Pesci sottolinea che il segreto del successo della Zuppa Etrusca sta nella sua semplicità e nella sua capacità di rimanere sempre attuale. «Molti piatti possono andare fuori moda, ma la Zuppa Etrusca rimarrà sempre contemporanea - afferma convinto - È uno di quei piatti rotondi, completi, che non ti stancano mai. Ogni volta che lo assaggi, scopri qualcosa di nuovo».

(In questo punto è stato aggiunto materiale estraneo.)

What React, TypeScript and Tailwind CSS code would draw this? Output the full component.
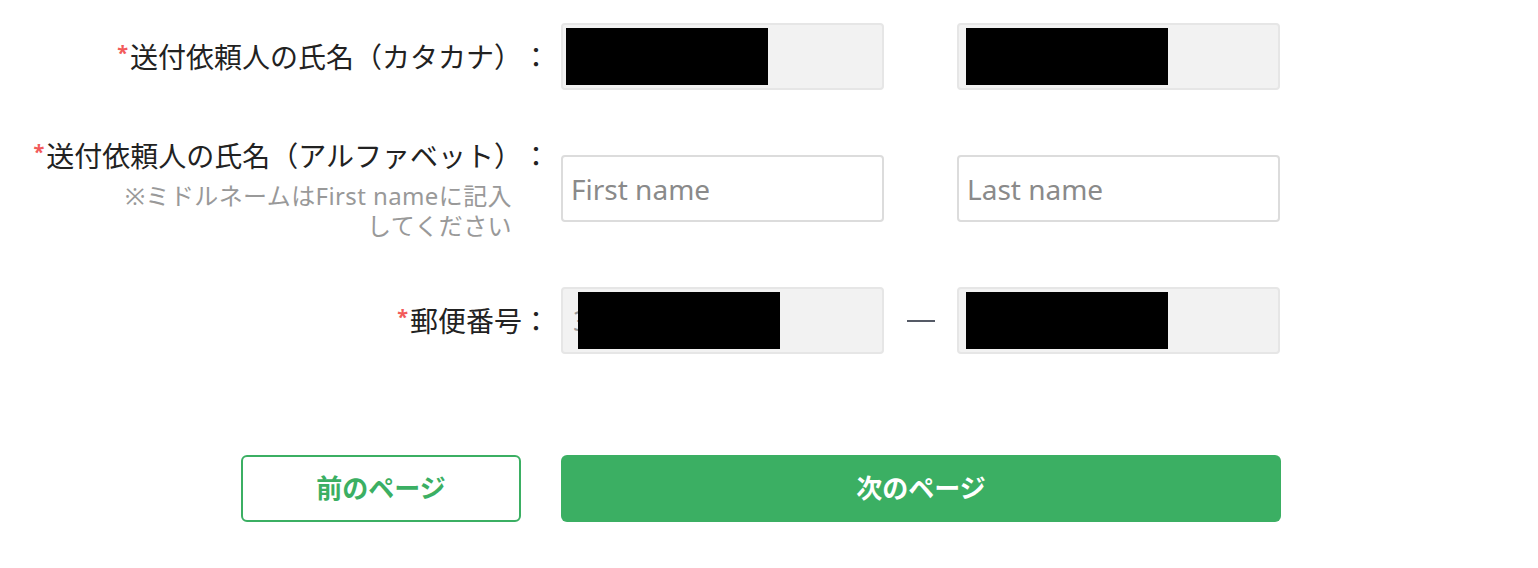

Un menu di Voce che riflette le stagioni e i gusti
Quando si tratta di creare un menu, Pesci parte da un’idea generale, ma si lascia ispirare dai prodotti di stagione e dai gusti personali. «L’autunno per me significa cacciagione, purè di patate, tartufo nero, foie gras», dice. Ma ogni piatto è anche il risultato di un processo di riflessione e sperimentazione. «Ci sono piatti che non faccio mai uscire dal menu, come il controfiletto (gratinato ai capperi con salsa al vino rosso e tarte tatin di sedano rapa, ndr) o lo spaghettone (riduzione di crostacei e gamberi ‘viola’ marinati alla maggiorana, ndr), perché rappresentano l’identità di Voce. Ma poi ci sono nuove idee che nascono da combinazioni inaspettate».

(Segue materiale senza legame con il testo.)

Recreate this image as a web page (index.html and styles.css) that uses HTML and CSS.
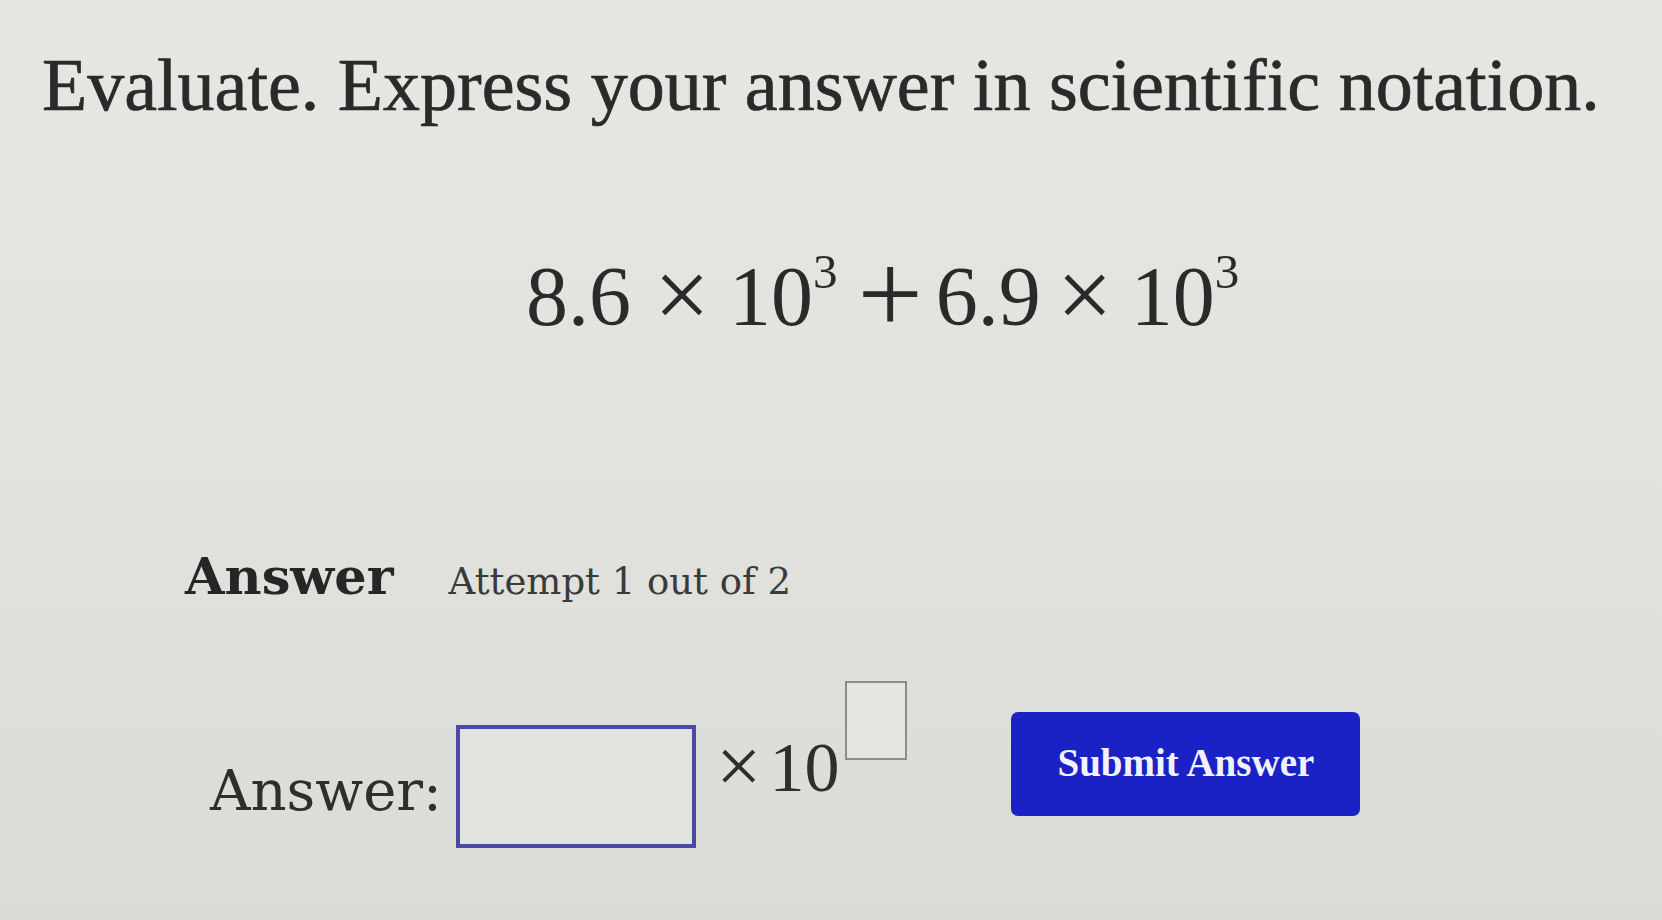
FILE: index.html
```html
<!DOCTYPE html>
<html lang="en">
<head>
<meta charset="utf-8">
<title>Evaluate</title>
<link rel="stylesheet" href="styles.css">
</head>
<body>
<div class="page">
  <h1 class="title">Evaluate. Express your answer in scientific notation.</h1>
  <div class="math"><span class="num">8.6</span><span class="op times t1">×</span><span class="num">10</span><span class="sup">3</span><span class="op plus">+</span><span class="num">6.9</span><span class="op times t2">×</span><span class="num">10</span><span class="sup">3</span></div>
  <div class="answer-head">
    <span class="head-strong">Answer</span>
    <span class="attempt">Attempt 1 out of 2</span>
  </div>
  <div class="answer-row">
    <span class="answer-label">Answer:</span>
    <span class="input-box"></span>
    <span class="times10"><span class="x">×</span>10</span>
    <span class="exp-box"></span>
    <button class="submit" type="button">Submit Answer</button>
  </div>
</div>
</body>
</html>
```

FILE: styles.css
```css
html, body {
  margin: 0;
  height: 100%;
}

body {
  background: linear-gradient(to bottom, #e6e7e2 0%, #e1e2dd 55%, #dadbd5 100%);
  color: #2c2c2c;
  font-family: "Liberation Serif", "Times New Roman", serif;
  overflow: hidden;
}

.page {
  padding: 48px 0 0 42px;
}

.title {
  margin: 0;
  font-family: "Liberation Serif", serif;
  font-weight: 400;
  font-size: 74px;
  line-height: 1;
  white-space: nowrap;
  color: #2a2a2a;
  -webkit-text-stroke: 0.7px #2a2a2a;
}

.math {
  margin: 133px 0 0 484px;
  font-family: "Liberation Serif", serif;
  font-size: 84px;
  line-height: 1;
  height: 84px;
  white-space: nowrap;
  color: #2a2a2a;
}

.op {
  line-height: 0;
}

.times {
  font-size: 1.18em;
  vertical-align: -3px;
}

.times.t1 {
  margin: 0 19px 0 23px;
}

.times.t2 {
  margin: 0 18px 0 16px;
}

.plus {
  font-size: 1.38em;
  vertical-align: -8px;
  margin: 0 13px 0 20px;
}

.sup {
  font-size: 49px;
  line-height: 0;
  vertical-align: 37px;
}

.answer-head {
  display: flex;
  align-items: baseline;
  gap: 55px;
  margin: 212px 0 0 143px;
  line-height: 1;
}

.head-strong {
  font-family: "DejaVu Serif", serif;
  font-weight: 700;
  font-size: 51px;
  color: #262626;
}

.attempt {
  font-family: "DejaVu Serif", serif;
  font-size: 37px;
  color: #3a3a3a;
}

.answer-row {
  display: flex;
  align-items: flex-start;
  margin: 79px 0 0 168px;
}

.answer-label {
  font-family: "DejaVu Serif", serif;
  font-size: 56px;
  line-height: 1;
  margin-top: 82px;
  color: #2e2e2e;
}

.input-box {
  box-sizing: border-box;
  width: 240px;
  height: 123px;
  margin: 44px 0 0 14px;
  border: 4px solid #4a4aa6;
  background: #e2e3de;
}

.times10 {
  font-family: "Liberation Serif", serif;
  font-size: 70px;
  line-height: 1;
  margin: 52px 0 0 20px;
  color: #2e2e2e;
}

.times10 .x {
  font-size: 1.15em;
  line-height: 0;
  vertical-align: -2px;
  margin-right: 8px;
}

.exp-box {
  box-sizing: border-box;
  width: 62px;
  height: 79px;
  margin-left: 6px;
  border: 2px solid #8c8c8a;
  background: #e4e5e0;
}

.submit {
  box-sizing: border-box;
  width: 349px;
  height: 104px;
  margin: 31px 0 0 104px;
  border: 0;
  border-radius: 7px;
  background: #1a22c6;
  color: #f2f2ff;
  font-family: "Liberation Serif", serif;
  font-weight: 700;
  font-size: 39px;
  padding: 0 0 4px;
  line-height: 1;
}
```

La cucina di Pesci a Voce: precisione e sapori autentici
L’atmosfera che si respira da Voce ha una consistenza differente, quasi tangibile e Lorenzo Pesci non cede alla tentazione di stratagemmi facili o di scelte appariscenti: la sua cucina vive di precisione e di attenzione ai dettagli. I sapori si delineano con chiarezza, senza sovrastrutture, e lasciano emergere un pensiero articolato che si rivela progressivamente.
Il menu stesso incarna questa visione: una sequenza calibrata che affonda le radici nel rispetto per la materia prima e nella capacità di trasformarla. Pesci esplora territori ben definiti, ma lo fa con quella naturalezza che deriva dall'esperienza maturata nel tempo e da una consapevolezza tecnica raffinata. La selvaggina, con le sue sfumature profonde, i vegetali trattati con la stessa cura riservata agli ingredienti più pregiati, costruiscono un racconto che scorre senza interruzioni.
La concentrazione è sul fare, sull’esecuzione perfetta di un’idea precisa, sulla capacità di lasciare un segno. E così che viene fuori un modo di intendere il cibo che si radica nel presente ma guarda lontano, oltre il piatto stesso, portando con sé un senso di equilibrio che accompagna senza mai diventare invasivo. Un percorso che trova nella concretezza delle scelte la sua forza più autentica.